Tra-la. I had invented the motorised engine hoist.
I do love creativity Fruity, good on ya. Yes I do remember Daktari.
Oh yes Gummy the wife and me are still the best of mates, we still slag one another off, keeps us amused during the long Winter nights.
Won’t be long now till the grand reopening of the shed and then she won’t see me all day long, yes happy shed days ahead.
I remember reading in ‘TV Times’ many years ago a story about fans of ‘Ironside’ getting up a collection to send him to Lourdes, you all remember Raymond Burr in the wheelchair, anyway when he got there they wheeled him into the water and up the other side, he was very disappointed because he still couldn’t walk, but when he looked at his wheelchair it had two brand new tyres on it.
A nice collection there Gummy.
No.9 “Flatulence: Emergency vehicle that picks you up after you are run over by a steamroller”
Strange thing that, reading in the paper today about a steamroller driver who was laying tarmac in the hospital grounds and ran over a nurse, it seems he had a powerful crush on her.
I never understood that American expression “Having a crush’ I just don’t get it, fancy someone is much clearer.
What about that other old one “I think your swell” a bit like saying to your girlfriend “I think your pregnant”:shock:
"Elenor gee I think your swell…"and then he done a runner.
My little hamlet sports a hardware store which can also even manage a part-time female accountant – well she’s counting something and it ain’t ants! – I usually drop in for a chat and a coffee – foul instant stuff but it’s not quite poison and it’s free.
If I hit a quiet spot I can sit for hrs chattin to the manager who I call Mr Kevinka from Bulgaria cos he keeps his hair very short and the accountant Miss Bottom. [no she doesn’t have a big bottom but it is a cute one!]
I don’t think Mr K has a crush on me but Miss B may have.

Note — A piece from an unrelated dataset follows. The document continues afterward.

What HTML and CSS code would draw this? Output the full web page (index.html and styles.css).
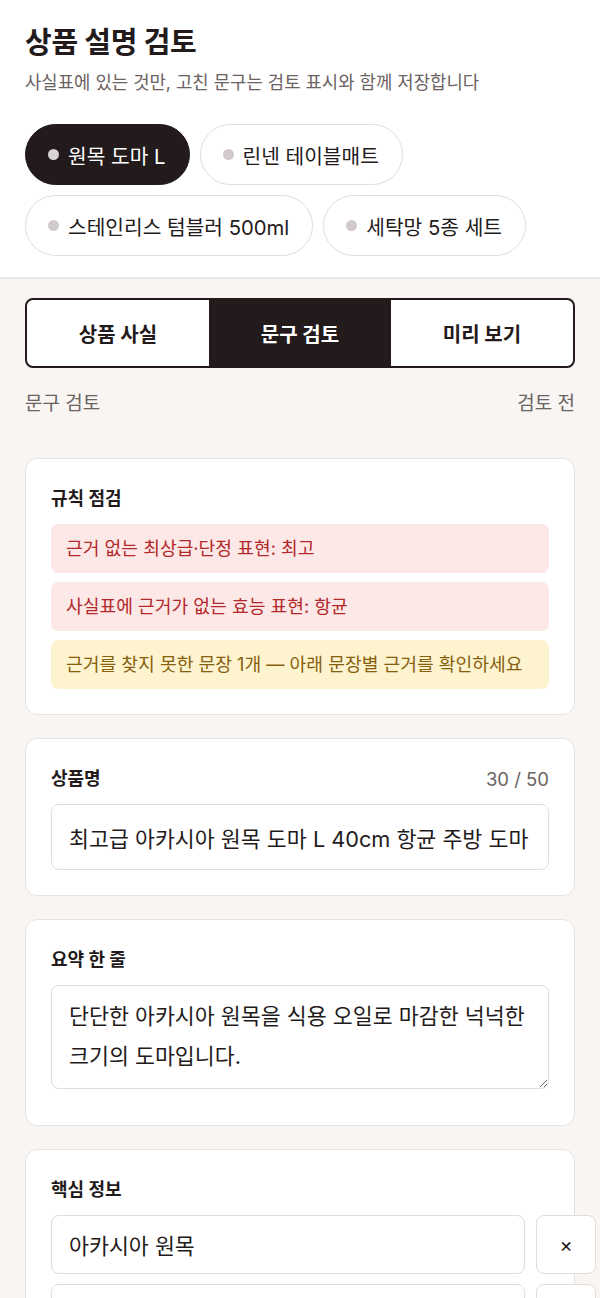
FILE: index.html
```html
<!DOCTYPE html>
<html lang="ko">
<head>
<meta charset="utf-8">
<title>상품 설명 검토</title>
<link rel="stylesheet" href="styles.css">
</head>
<body>
<header class="top">
  <h1 class="title">상품 설명 검토</h1>
  <p class="subtitle">사실표에 있는 것만, 고친 문구는 검토 표시와 함께 저장합니다</p>
  <div class="chips">
    <button class="chip chip-active"><span class="dot"></span>원목 도마 L</button>
    <button class="chip"><span class="dot"></span>린넨 테이블매트</button>
    <button class="chip"><span class="dot"></span>스테인리스 텀블러 500ml</button>
    <button class="chip"><span class="dot"></span>세탁망 5종 세트</button>
  </div>
</header>
<main class="body">
  <nav class="tabs">
    <button class="tab">상품 사실</button>
    <button class="tab tab-active">문구 검토</button>
    <button class="tab">미리 보기</button>
  </nav>
  <div class="section-head">
    <span>문구 검토</span>
    <span>검토 전</span>
  </div>

  <section class="card card-first">
    <h2 class="card-label">규칙 점검</h2>
    <ul class="alerts">
      <li class="alert alert-red">근거 없는 최상급·단정 표현: 최고</li>
      <li class="alert alert-red">사실표에 근거가 없는 효능 표현: 항균</li>
      <li class="alert alert-yellow">근거를 찾지 못한 문장 1개 — 아래 문장별 근거를 확인하세요</li>
    </ul>
  </section>

  <section class="card">
    <div class="card-row">
      <h2 class="card-label">상품명</h2>
      <span class="counter">30 / 50</span>
    </div>
    <input class="field" type="text" value="최고급 아카시아 원목 도마 L 40cm 항균 주방 도마">
  </section>

  <section class="card">
    <h2 class="card-label">요약 한 줄</h2>
    <textarea class="field area">단단한 아카시아 원목을 식용 오일로 마감한 넉넉한 크기의 도마입니다.</textarea>
  </section>

  <section class="card">
    <h2 class="card-label">핵심 정보</h2>
    <div class="kv-list">
      <div class="kv-row">
        <input class="field kv-field" type="text" value="아카시아 원목">
        <button class="remove">×</button>
      </div>
      <div class="kv-row">
        <input class="field kv-field" type="text" value="">
        <button class="remove">×</button>
      </div>
    </div>
  </section>
</main>
</body>
</html>
```

FILE: styles.css
```css
* { box-sizing: border-box; }
html, body { margin: 0; padding: 0; }
body {
  background: #f8f5f2;
  color: #231a1b;
  font-family: Inter, "Noto Sans CJK KR", sans-serif;
  width: 600px;
  overflow: hidden;
}
button, input, textarea { font-family: inherit; color: inherit; }

.top {
  background: #ffffff;
  padding: 24px 25px 21px;
  border-bottom: 2px solid #ebe6e4;
}
.title {
  margin: 0;
  font-size: 29px;
  line-height: 38px;
  font-weight: 700;
  letter-spacing: -0.3px;
}
.subtitle {
  margin: 9px 0 0;
  font-size: 17.8px;
  line-height: 24px;
  color: #6b6262;
}
.chips {
  display: flex;
  flex-wrap: wrap;
  gap: 10px;
  margin-top: 29px;
}
.chip {
  display: flex;
  align-items: center;
  gap: 9px;
  height: 61px;
  padding: 0 23px 0 22px;
  border: 1.5px solid #e3dddb;
  border-radius: 31px;
  background: #ffffff;
  font-size: 20.3px;
}
.chip-active {
  background: #231a1b;
  border-color: #231a1b;
  color: #ffffff;
}
.dot {
  width: 11px;
  height: 11px;
  border-radius: 50%;
  background: #d2c9ca;
}
.chip-active .dot { background: #d9d2d2; }

.body { padding: 19px 25px 0; }

.tabs {
  display: grid;
  grid-template-columns: 1fr 1fr 1fr;
  height: 70px;
  border: 2px solid #231a1b;
  border-radius: 8px;
  overflow: hidden;
  background: #ffffff;
}
.tab {
  border: 0;
  background: transparent;
  font-size: 20px;
  font-weight: 700;
}
.tab-active { background: #231a1b; color: #ffffff; }

.section-head {
  display: flex;
  justify-content: space-between;
  margin-top: 23px;
  font-size: 19px;
  line-height: 26px;
  color: #6b6262;
}

.card {
  background: #ffffff;
  border: 1.5px solid #e8e3e1;
  border-radius: 12px;
  padding: 27px 25px 25px;
  margin-top: 23px;
}
.card-first { margin-top: 41px; }
.card-label {
  margin: 0;
  font-size: 18px;
  line-height: 25px;
  font-weight: 700;
}
.card-row {
  display: flex;
  justify-content: space-between;
  align-items: center;
}
.counter {
  font-size: 18.5px;
  color: #6b6262;
}

.alerts {
  list-style: none;
  margin: 13px 0 0;
  padding: 0;
  display: flex;
  flex-direction: column;
  gap: 9px;
}
.alert {
  border-radius: 7px;
  padding: 12px 15px;
  font-size: 18.2px;
  line-height: 25px;
}
.alert-red { background: #fde8e8; color: #b3282a; }
.alert-yellow { background: #fef3cf; color: #86600c; }

.field {
  display: block;
  width: 100%;
  margin-top: 13px;
  height: 66px;
  padding: 0 17px;
  border: 1.5px solid #e2dcda;
  border-radius: 8px;
  background: #ffffff;
  font-size: 21.7px;
  outline: none;
}
.area {
  height: 104px;
  padding: 10px 17px;
  line-height: 40px;
  resize: vertical;
  word-break: keep-all;
  margin-bottom: 11px;
}
.kv-list {
  display: flex;
  flex-direction: column;
  gap: 10px;
  margin-top: 13px;
}
.kv-row {
  display: grid;
  grid-template-columns: minmax(474px, 1fr) 60px;
  gap: 11px;
}
.kv-field { margin-top: 0; height: 59px; }
.remove {
  height: 59px;
  border: 1.5px solid #e2dcda;
  border-radius: 8px;
  background: #ffffff;
  font-size: 20px;
  padding: 0;
}
```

She is a pretty little slim craft with graying hair which has seen better days and has a cute Kiwi drawl. [she has not the hair!] As a reknown raconteur I can amuse her for hrs and she giggles at my tales – yes I have more than one tale!
At a certain point in our discussions/ debates and debacles her eyes seem to go all glassy – like one could say glassy eyed! Or is that glazed??
Is this a sign of having a crush on me?
Getting bored with me?
Or just so bloody bored with life in general she will listen to anyone rather than work?
Wot do you think should be my next move?
I have enclosed a first class addressed envelope as my internet server has dropped and now in the monsoonal season it could be anywhere.
Dear Starry eyed, you didn’t leave a name so I presume you have a ‘crush’ on Miss B. and are Starry eyed at the moment.
This is a delicate one Starry but if I were in your shoes I would woo Miss Bottom gently and discreetly with little presents, smiles, and of course your natural charm, compose a nice sentimental poem with her name in it, shouldn’t be hard to rhyme something with bottom, but be careful Mr. K does not see you doing this, he might become jealous and lob your head off one day in the cafe, Bulgarian fellas can be very temperamental about love so be very careful.
When you find Miss Bottom in a happy mood and the quare fella is not around, politely ask her would she like to have dinner with you, if she is anyway interested in you, and I’m sure she is for who could resist such a charming fellow as yerself, she will jump to the invitation.
I hope all goes well for both of you, hate to see you and the Bottom fall out.
Nah - I never get starry eyed or get crushes - but I wouldn’t mind giving her one??
I think I believe in coming straight to the point ; erhm the head ; well the tip and then blasting away. The problem I didn’t mention is her hubby who I have talked to briefly and who is taller than me and he does drop in from time to time to buy hardware - I think he is gettin a bit suss already.
time is not on my side so I do need to strike when the iron becomes hot! I am now confused but perhaps I should just come right out with it and show her my lightning blade??